LONDON (Reuters) - Britain’s parliamentary election is billed as a chance to decide what the country does next about Brexit, but the result of the Dec. 12 ballot may not be clear-cut, leaving parties scrambling to form alliances.
Opinion polls put Prime Minister Boris Johnson’s Conservatives ahead, but the election is hard to predict because Brexit cuts across traditional political loyalties and has pushed parties to form pacts which could distort the result.
If no party wins an outright majority of around 326 seats, Johnson’s Conservatives and the main opposition Labour Party will have to look to smaller parties to see if they can find someone to support them in a minority government.
As prime minister, Johnson would make the first move - either to resign or try to form a minority government.
If he resigns or fails to find sufficient support, Labour leader Jeremy Corbyn would have the opportunity to form a minority government.
According to statements made by smaller parties so far, Johnson is less likely to be able to form any kind of alliance than Labour in the event of a ‘hung’ parliament.
Any government needs to be able to win a vote in parliament to prove their ability to govern.
Whoever tries to run a minority government must therefore persuade one or more smaller parties to do one of the following:
- vote with them so they can secure an outright majority
- abstain, thereby lowering the total number of votes required for victory.
The calculations depend heavily on how many seats each party ends up with on Dec. 13.
SCOTTISH NATIONAL PARTY - Held 35 seats when parliament dissolved
The SNP has ruled out any formal coalition and says it would not vote to make Johnson prime minister. However, it could be willing to form an informal alliance with Corbyn if he agrees to consider giving Scotland another referendum on independence.
The SNP opposes Brexit and so could support any attempt by a minority Labour government to hold a second referendum on whether to leave the EU or not.

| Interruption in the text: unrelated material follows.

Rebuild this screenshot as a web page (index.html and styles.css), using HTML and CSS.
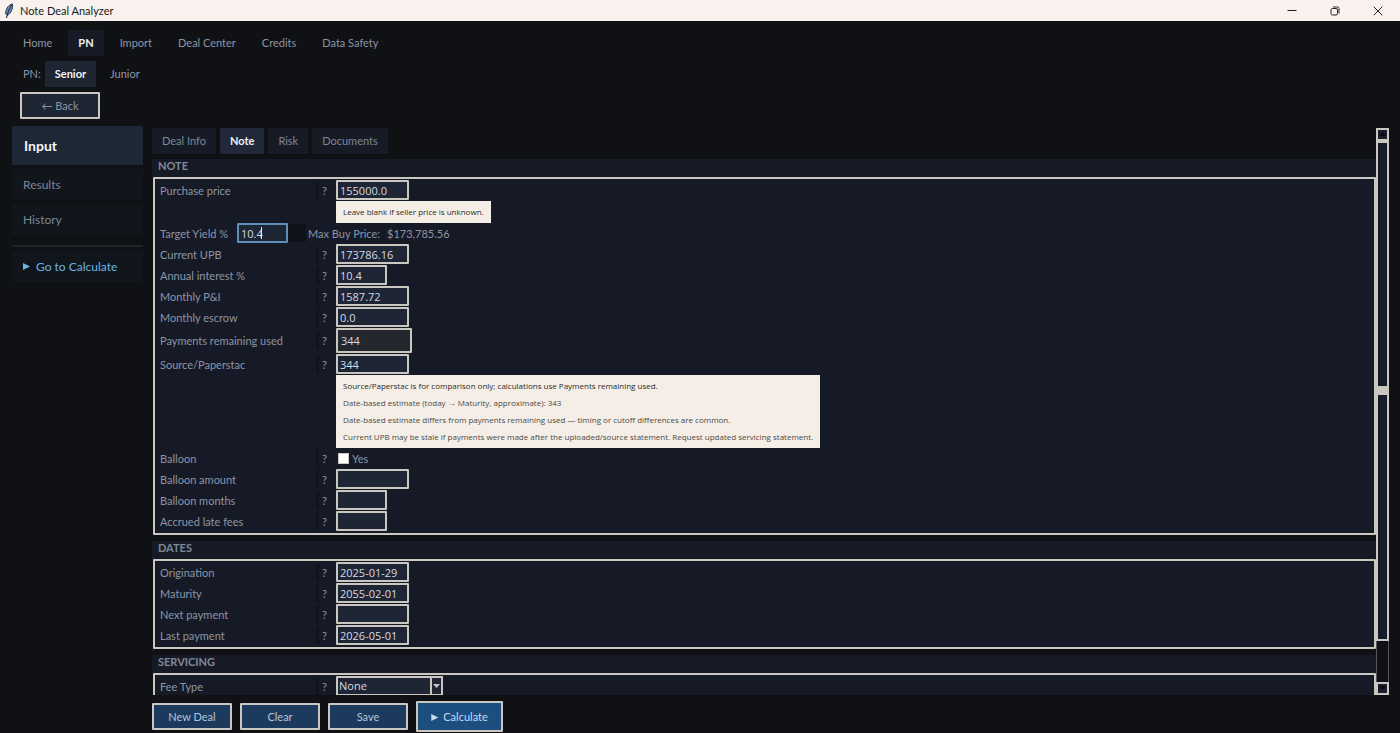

LIBERAL DEMOCRATS - Held 20 seats when parliament dissolved
The centrist party has ruled out any formal coalition and say it would not vote to install either Corbyn or Johnson as prime minister. It says it would decide issue-by-issue which policies they could support from a minority government.
The Liberal Democrats are also anti-Brexit, so would be unlikely to support any attempt by the pro-Brexit Conservatives to take Britain out of the European Union.
The Lib Dems want to cancel Brexit, but would be likely to support a minority Labour government that promised to hold a second referendum on leaving the EU. Labour has said it wants to negotiate a new exit deal with Brussels and then ask voters in a new referendum to either approve it or opt to remain in the EU.
DEMOCRATIC UNIONIST PARTY - Held 10 seats when parliament dissolved
Northern Ireland’s DUP kept a minority Conservative government in power between 2017 and October 2019. However, it is firmly opposed to the Brexit deal Johnson wants to implement.
The DUP, which wants Northern Ireland to remain in the United Kingdom and supports Brexit in principle, has ruled out supporting a Corbyn-led government.